Never one to let a chance go by (well, not if I can help it), I recently took a few days of annual leave from my ‘day job’ to volunteer for this year’s Ecological Outcomes Monitoring surveys on Eurardy Reserve.
In a ‘normal’ year, this would have meant I had to ‘endure’ five days surrounded by a rainbow-coloured smorgasbord of some of the most spectacular wildflowers on the planet.
But this hasn’t been the best of years for wildflowers, thanks largely to a prolonged, landscape-parching, dry spell this ‘winter’.
The usual annual explosion of everlastings and other wildflowers simply didn’t happen, and even most of the hardy heathland shrubs conserved their energy (and their limited moisture), and sensibly decided not to burst-forth with their usual spectacular flowering extravaganza.
But heck. That didn’t dent our enthusiasm. I joined the small survey team – comprising Ben Parkhurst (Eurardy Reserve Manager and Western Rangelands Ecologist), Elisabeth McLellan (Western Rangelands Landscapes Manager), Vanessa Westcott (Ecologist West), and fellow volunteers John Adams and Andréa Bride – for five days of field-work.
Venturing to every corner of the 30,000 hectare reserve, we added new data to Eurardy’s long-term monitoring dataset – gathering and recording valuable information about the flora, the condition of the vegetation and surface soil cover, and bird assemblages.
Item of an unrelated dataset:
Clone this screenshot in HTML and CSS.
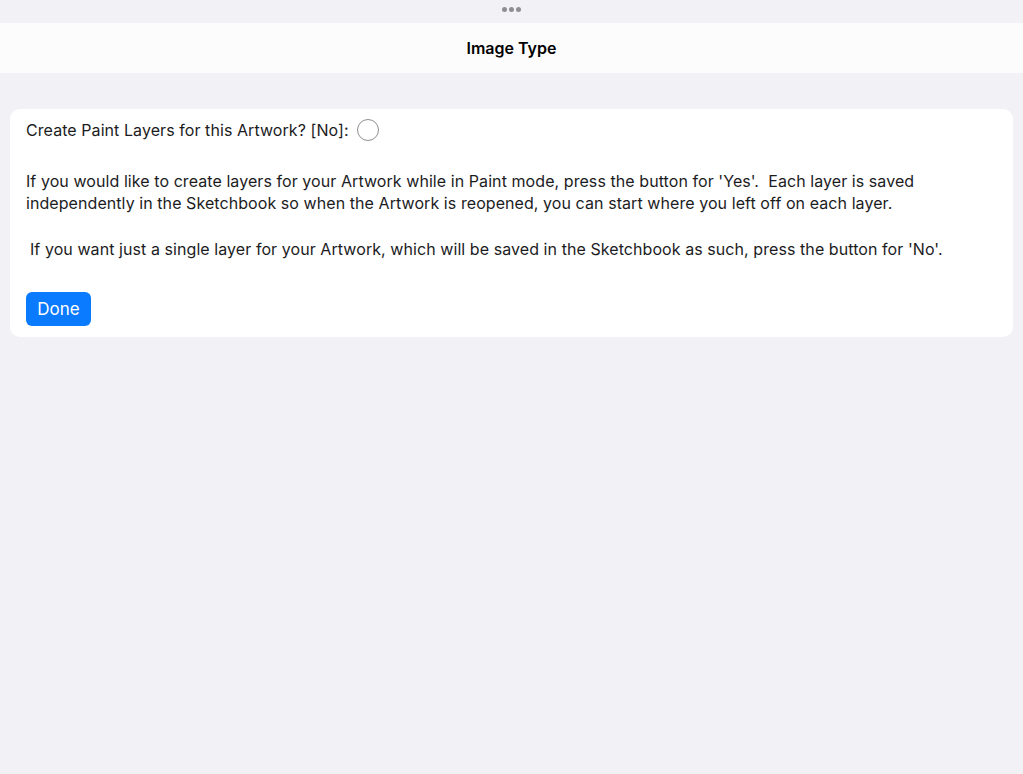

The data – which is collected every three years – goes into the reserve’s five-year report, and helps with future conservation planning.
For five straight days we were up before dawn, with Ben and Elisabeth heading-off first for the bird surveys, while Vanessa and we three volunteers followed-up for the vegetation transects. Between us, we completed the target list of 30 transects, amassing a heap of data that the ecologists will now take back to the office for further analysis to see how life is changing at Eurardy after 12 years of Bush Heritage management.
Despite the harsh season, there were still lots of plants in flower, lots of birds in song in the mornings, and lots of other wildlife to get us excited. As well as the usual kangaroos and emus, we were delighted by regular flocks of Red-tailed Black-cockatoos (Calyptorhynchus banksii), as well as a Thorny Devil (Moloch horridus), Tawny Frogmouth (Podargus strigoides), Giant Jewel Beetles (Temognatha heros), Trapdoor Spider (Anidiops spp.) and a Priority Two listed species in a new location - Alcock's Duck Orchid (Paracaleana alcockii).
And we had a lot of fun!
Note to self: Book a place on the survey team for the next round of Ecological Outcomes Monitoring at Eurardy Reserve.